- **Problem requirements**
Please write out the lines of the data exactly, beginning with the first and ending with the line containing "const segments = ['当日委托', '当日成交', '历史委托', '历史成交']"; leave the pictures behind.
-------------------------
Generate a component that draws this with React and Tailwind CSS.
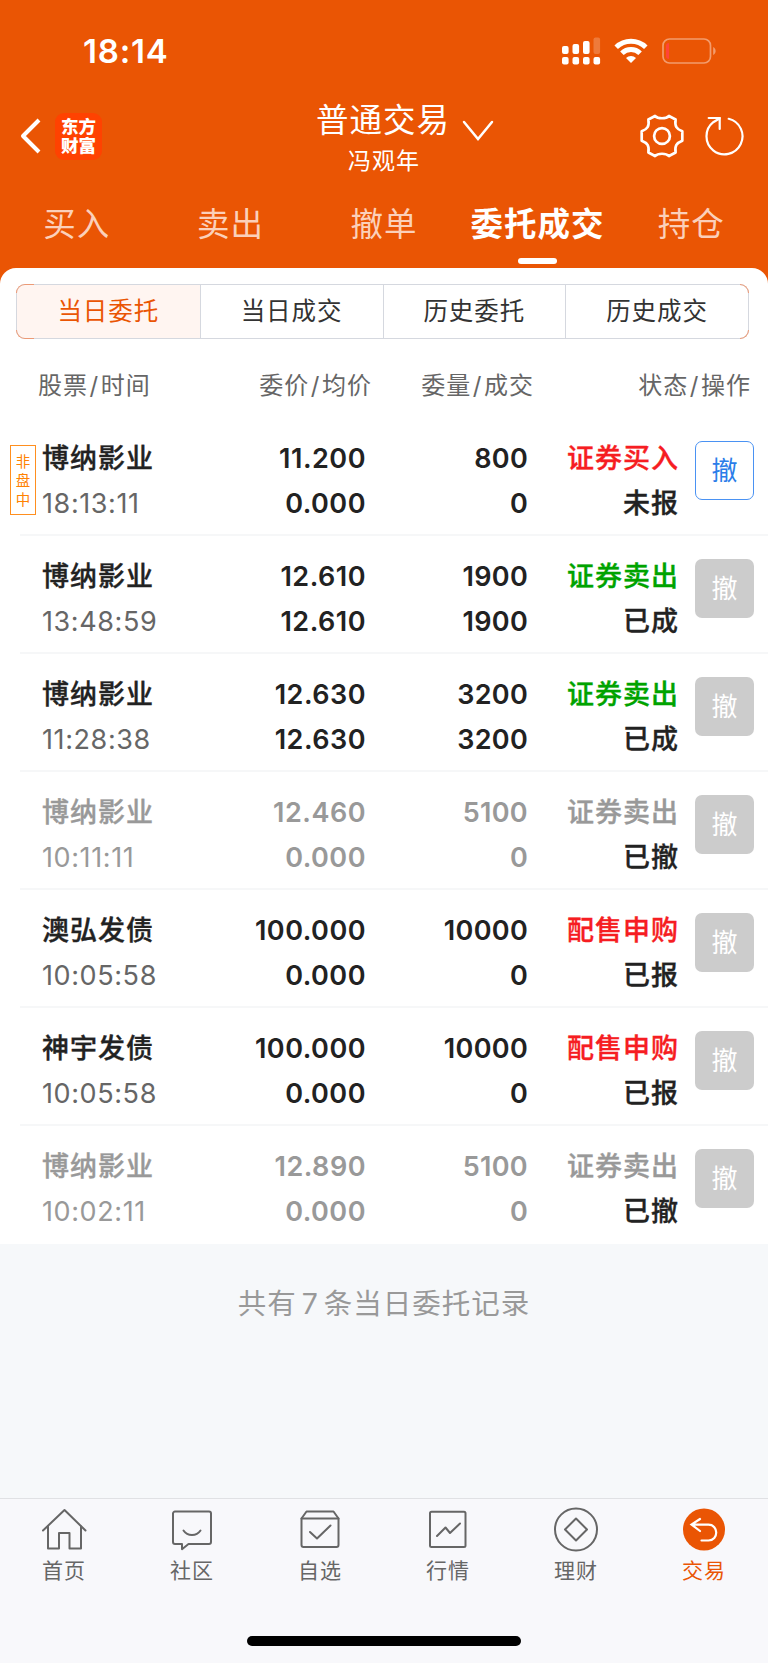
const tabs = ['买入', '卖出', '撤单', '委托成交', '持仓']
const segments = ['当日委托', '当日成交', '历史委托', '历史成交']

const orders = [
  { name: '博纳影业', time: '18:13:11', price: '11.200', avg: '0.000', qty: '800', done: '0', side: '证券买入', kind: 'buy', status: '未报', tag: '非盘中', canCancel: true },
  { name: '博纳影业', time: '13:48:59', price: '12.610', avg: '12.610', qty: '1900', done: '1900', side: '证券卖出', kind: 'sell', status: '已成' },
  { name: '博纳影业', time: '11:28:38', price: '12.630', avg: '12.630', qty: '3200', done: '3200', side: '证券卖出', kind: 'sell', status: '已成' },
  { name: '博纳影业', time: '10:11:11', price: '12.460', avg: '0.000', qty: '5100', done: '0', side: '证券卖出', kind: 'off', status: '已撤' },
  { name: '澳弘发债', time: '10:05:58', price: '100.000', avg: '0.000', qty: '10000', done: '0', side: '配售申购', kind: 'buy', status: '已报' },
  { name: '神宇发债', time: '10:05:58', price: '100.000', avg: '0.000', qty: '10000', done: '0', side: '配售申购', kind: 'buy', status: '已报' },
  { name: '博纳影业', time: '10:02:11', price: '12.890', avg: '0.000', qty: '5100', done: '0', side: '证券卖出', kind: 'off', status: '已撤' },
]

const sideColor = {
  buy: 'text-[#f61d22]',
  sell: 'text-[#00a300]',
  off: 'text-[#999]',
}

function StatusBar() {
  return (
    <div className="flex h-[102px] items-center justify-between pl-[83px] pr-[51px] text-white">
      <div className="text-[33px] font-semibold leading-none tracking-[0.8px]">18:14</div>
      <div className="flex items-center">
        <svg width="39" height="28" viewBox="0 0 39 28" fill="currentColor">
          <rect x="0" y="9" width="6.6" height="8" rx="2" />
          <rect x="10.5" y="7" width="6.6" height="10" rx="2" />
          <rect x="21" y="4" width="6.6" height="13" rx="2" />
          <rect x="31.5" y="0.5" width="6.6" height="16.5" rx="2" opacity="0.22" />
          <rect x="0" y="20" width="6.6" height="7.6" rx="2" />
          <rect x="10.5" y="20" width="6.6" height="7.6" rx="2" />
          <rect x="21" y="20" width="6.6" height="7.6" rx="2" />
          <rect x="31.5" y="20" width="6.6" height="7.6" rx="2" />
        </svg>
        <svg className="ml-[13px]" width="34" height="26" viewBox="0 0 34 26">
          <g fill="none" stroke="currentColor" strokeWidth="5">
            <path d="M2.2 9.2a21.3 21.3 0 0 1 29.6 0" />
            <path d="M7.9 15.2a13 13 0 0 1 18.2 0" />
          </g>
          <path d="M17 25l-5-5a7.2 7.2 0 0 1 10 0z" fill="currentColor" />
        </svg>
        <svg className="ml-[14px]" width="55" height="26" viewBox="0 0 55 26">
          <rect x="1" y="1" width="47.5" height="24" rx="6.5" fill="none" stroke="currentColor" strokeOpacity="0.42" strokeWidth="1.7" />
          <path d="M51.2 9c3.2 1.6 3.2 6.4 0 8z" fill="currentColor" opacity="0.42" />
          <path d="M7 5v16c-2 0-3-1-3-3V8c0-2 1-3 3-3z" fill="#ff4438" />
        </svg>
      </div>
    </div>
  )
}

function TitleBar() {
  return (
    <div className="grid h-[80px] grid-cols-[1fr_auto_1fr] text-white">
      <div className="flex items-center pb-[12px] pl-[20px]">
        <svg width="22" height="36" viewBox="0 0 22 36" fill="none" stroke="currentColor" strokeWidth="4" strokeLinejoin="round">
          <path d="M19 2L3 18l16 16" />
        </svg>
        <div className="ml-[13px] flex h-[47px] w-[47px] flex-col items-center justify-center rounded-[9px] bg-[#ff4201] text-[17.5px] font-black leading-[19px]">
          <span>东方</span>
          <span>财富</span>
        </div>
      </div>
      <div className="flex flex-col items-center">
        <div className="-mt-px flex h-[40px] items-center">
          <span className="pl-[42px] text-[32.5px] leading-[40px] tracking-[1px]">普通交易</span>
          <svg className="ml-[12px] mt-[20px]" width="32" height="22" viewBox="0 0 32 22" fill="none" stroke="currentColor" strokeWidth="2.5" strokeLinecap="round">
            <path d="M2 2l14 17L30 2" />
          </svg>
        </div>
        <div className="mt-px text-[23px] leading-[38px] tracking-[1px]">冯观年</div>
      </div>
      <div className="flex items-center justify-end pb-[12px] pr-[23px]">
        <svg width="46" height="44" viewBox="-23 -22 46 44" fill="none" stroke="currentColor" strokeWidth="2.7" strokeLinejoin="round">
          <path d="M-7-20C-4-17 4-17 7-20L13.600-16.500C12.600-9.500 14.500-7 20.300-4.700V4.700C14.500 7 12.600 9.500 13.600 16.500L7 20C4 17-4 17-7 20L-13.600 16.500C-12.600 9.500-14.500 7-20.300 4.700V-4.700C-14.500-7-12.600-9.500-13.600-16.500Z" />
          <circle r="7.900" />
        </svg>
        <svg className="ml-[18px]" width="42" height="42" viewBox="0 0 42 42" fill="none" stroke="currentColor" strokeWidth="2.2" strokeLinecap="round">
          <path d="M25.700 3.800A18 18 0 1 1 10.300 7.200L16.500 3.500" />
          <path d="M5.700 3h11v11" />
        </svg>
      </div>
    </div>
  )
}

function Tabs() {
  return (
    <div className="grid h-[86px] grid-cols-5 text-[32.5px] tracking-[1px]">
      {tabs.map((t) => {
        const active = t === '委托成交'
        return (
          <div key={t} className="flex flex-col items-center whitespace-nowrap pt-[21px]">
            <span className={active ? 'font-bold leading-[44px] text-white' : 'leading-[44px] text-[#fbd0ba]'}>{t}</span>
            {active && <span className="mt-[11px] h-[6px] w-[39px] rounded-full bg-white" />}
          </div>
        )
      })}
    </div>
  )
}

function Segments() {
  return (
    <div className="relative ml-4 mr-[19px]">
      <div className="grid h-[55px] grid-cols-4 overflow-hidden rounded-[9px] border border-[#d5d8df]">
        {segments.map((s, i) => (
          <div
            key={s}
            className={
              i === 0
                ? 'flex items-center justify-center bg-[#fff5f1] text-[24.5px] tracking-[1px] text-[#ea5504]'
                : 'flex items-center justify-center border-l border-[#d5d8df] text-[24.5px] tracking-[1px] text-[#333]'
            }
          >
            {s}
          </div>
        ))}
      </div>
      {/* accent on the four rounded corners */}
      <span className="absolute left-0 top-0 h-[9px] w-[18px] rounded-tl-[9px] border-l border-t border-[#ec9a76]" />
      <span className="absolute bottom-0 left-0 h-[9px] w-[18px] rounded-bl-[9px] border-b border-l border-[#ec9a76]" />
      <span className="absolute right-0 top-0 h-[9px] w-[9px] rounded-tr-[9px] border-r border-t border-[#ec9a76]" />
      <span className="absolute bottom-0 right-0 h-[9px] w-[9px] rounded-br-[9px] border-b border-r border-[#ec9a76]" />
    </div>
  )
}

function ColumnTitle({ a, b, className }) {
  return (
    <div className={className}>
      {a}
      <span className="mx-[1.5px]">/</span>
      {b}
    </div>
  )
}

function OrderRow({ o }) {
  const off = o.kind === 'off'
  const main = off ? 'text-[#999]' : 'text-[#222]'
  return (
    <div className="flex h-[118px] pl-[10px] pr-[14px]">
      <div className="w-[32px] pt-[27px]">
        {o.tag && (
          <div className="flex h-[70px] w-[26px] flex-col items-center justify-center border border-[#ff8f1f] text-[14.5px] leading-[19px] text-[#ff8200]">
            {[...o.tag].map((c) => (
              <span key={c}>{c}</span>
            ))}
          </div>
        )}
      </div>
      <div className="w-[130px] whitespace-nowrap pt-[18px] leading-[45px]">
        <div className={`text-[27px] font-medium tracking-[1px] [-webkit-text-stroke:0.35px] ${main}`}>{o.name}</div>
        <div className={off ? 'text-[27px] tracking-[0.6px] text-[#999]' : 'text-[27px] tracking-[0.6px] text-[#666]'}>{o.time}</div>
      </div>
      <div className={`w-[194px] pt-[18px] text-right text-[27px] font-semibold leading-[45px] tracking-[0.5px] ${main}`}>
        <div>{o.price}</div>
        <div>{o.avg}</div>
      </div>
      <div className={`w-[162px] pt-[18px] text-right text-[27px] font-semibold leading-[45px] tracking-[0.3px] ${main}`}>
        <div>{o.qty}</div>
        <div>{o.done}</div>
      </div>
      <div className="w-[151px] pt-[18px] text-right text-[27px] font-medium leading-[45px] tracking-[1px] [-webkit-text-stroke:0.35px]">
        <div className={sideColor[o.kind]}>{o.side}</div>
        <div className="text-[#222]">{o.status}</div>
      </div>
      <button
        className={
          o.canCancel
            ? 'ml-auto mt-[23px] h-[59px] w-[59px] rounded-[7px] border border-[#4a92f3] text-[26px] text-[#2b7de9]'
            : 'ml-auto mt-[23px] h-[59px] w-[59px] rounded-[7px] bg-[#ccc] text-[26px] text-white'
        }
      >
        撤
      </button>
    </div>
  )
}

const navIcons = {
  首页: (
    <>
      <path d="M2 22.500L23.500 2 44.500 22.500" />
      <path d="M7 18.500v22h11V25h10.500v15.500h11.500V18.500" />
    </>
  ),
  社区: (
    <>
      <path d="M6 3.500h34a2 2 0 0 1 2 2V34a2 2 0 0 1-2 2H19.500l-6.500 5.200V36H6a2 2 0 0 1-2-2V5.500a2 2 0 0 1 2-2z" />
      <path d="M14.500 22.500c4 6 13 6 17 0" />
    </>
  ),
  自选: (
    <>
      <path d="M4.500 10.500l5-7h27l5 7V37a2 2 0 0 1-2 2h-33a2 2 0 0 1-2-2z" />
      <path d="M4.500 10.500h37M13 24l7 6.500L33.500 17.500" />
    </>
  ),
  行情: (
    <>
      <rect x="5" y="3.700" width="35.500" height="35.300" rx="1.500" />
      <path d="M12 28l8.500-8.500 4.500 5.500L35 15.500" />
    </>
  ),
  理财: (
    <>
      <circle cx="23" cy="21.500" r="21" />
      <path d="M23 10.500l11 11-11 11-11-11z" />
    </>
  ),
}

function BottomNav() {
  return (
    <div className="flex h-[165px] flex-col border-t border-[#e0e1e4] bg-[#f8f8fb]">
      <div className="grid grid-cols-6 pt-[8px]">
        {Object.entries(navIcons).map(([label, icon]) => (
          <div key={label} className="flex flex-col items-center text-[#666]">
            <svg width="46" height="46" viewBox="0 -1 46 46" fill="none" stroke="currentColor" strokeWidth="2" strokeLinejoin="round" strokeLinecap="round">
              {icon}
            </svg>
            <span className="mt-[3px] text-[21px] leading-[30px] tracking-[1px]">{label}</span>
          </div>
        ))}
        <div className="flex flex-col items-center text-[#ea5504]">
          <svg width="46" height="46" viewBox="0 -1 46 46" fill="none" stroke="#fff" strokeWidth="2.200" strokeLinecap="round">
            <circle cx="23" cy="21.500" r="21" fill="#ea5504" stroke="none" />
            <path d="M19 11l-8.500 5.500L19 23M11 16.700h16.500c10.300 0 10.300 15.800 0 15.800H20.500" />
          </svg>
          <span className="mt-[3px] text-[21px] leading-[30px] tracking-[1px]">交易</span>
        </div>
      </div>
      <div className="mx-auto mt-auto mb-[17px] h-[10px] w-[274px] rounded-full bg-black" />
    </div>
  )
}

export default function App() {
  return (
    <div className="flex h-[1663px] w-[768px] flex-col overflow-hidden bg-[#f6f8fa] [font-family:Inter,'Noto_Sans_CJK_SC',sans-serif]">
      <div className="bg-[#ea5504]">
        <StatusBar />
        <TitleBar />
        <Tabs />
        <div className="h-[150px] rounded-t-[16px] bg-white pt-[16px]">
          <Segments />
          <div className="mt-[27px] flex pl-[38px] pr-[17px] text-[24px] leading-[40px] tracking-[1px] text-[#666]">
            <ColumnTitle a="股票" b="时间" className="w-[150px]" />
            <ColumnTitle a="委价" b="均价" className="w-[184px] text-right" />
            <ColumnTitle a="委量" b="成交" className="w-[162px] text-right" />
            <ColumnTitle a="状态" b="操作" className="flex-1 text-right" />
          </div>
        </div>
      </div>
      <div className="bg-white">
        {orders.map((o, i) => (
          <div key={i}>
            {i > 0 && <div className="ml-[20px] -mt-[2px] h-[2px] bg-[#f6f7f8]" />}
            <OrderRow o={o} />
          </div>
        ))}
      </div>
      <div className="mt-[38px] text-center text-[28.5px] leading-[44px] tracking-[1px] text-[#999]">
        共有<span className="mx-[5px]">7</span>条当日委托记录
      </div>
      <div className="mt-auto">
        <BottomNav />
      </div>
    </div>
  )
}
-------------------------
- **Complete response**
Generate a component that draws this with React and Tailwind CSS.
const tabs = ['买入', '卖出', '撤单', '委托成交', '持仓']
const segments = ['当日委托', '当日成交', '历史委托', '历史成交']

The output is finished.